Hell, he’d started out here in a mobile home. Six years ago, armed with a fresh PhD in chemistry from MIT, he’d squatted on this land that some tribal member owned. Everyone said with his brilliance he should be working for the Mayo Clinic, General Mills, or Pfizer. It was actually Lytton’s internship at Monsanto that got him interested in cultivating great buds that weren’t sprayed with toxic pesticides or draining rivers dry and threatening ecosystems.

It must have been his Apache ancestry. Lytton proudly liked to think it was in his blood to grow only the purest strains of organic, long-flowering sativas. Native Americans were all about nature, right?

He didn’t have a wife and didn’t plan on obtaining one. For one, a wife wouldn’t look too favorably on his banging other women. Could he stop? Sure. He could stop anything at any moment. But why? He knew he was a jaded, bitter toolbag, just riddled with demons. His crappy life had wrung him dry of any sappy sentiment. He had raised himself by hook and crook from the ghetto of the res, only to find out that his entire life was a shitty, deceitful lie. Sure, he had good grades, but he had probably just gotten the MIT scholarship due to the board’s imagining that he was a full-blood Injun—a “minority.” He may as well have just stayed in Fort Apache with everyone else, dealing blackjack or drinking Pabst Blue Ribbon at the bar in Whiteriver, his horse wandering around between the dog carcasses in the street.

Desperate times call for desperate measures. That was Lytton’s favorite motto, one he’d used a thousand times while escaping the res and ruthlessly working his way through MIT’s doctorate program. But now, arranging his cock in his boxer briefs and stepping into his jeans, he just didn’t know how it applied. What were the desperate measures he was supposed to take to avoid becoming bored with bondage and discipline? I should be so f*cking lucky. Life has been worse.

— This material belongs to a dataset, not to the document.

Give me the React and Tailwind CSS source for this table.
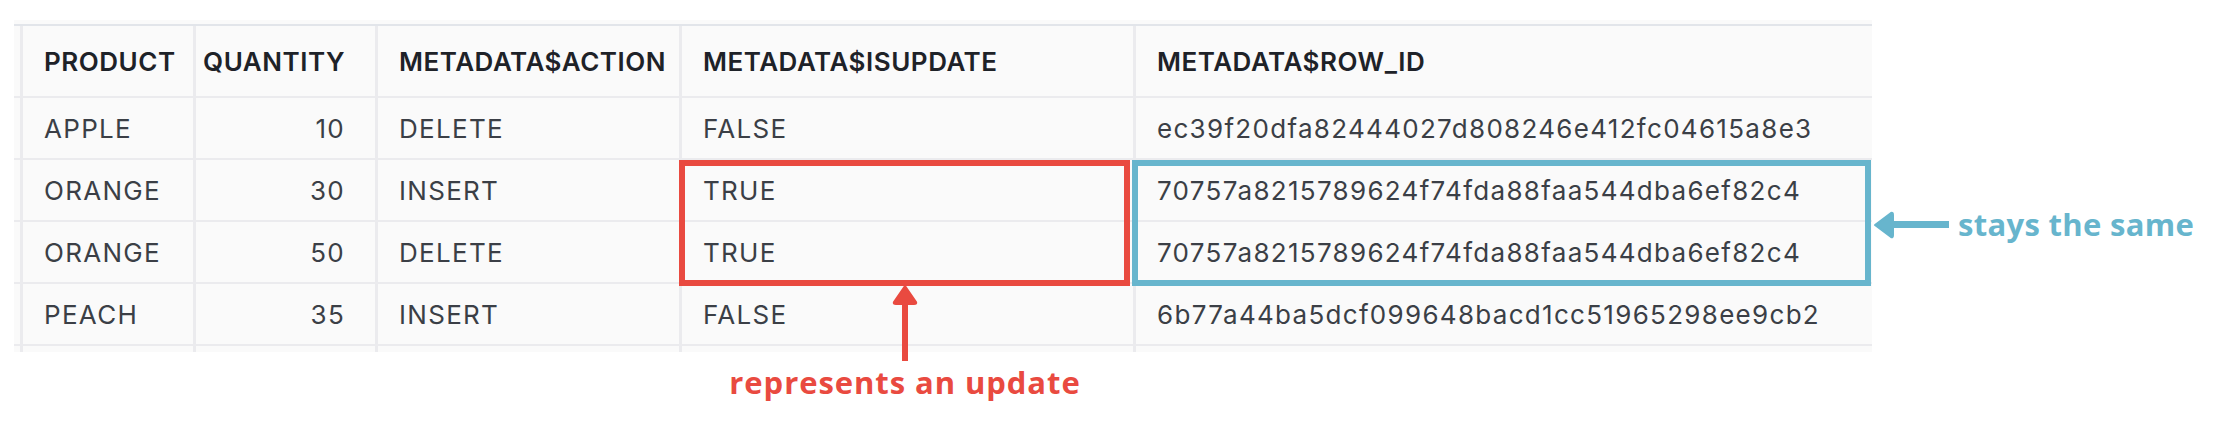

The shrill scream of his security alarm nearly gave Lytton a heart attack. His arms were only halfway through the armholes of his white wifebeater when the siren went off, practically shaking his brittle house to the rafters. Lytton’s torso slammed back against the bathroom wall. Only twice before had he ever been subjected to the air raid volume of this f*cking alarm. Once it was a coyote. Another time, some teens had tried to sneak through the forest into his veg room and steal some clones. They had only gotten far enough for one of his former SEALs to nearly blow their heads off.

Three gunshots coming from the harvest greenhouse area let Lytton know it was no damned coyote or teen. He’d left his Glock in the play room. Out of habit, he always kept his piece close to his person even when engaging in a scene. Especially during a scene.

Shoeless, he tore back down the hall while yanking his shirt down around his hips. He only skidded into the play room long enough to wrest his Glock from the holster that hung from the X of the Saint Andrew’s cross. He had a flashing view of the two women cowering in terror against the wall, clutching each other, but he had no time for that.

He pounded down his front steps, whipping around the side of the house where a path had been beaten through a stand of ponderosa pine. He chambered a round as he ran, unsure if the large caliber report of another shot was from his men or theirs. All of his men carried nine millimeter semis, but then so did a lot of guys.

For good reason, there was only one pedestrian entrance to the harvest greenhouse. Seeing that the shipping and receiving dock doors were still closed, Lytton slammed his back up against the outer greenhouse wall next to the open door brandishing his weapon barrel skyward like in a TV show, eyes bugged, listening intently. Inside, men’s boots sounded against the cement foundation as they ran up and down the rows of little tents that housed just-harvested plants, fans, and humidifiers. Between the air raid siren and the drone of the machines, he was lucky to hear a few shouted phrases from the intruders. His technician Helium Head always manned this greenhouse, but none of the shouts were his.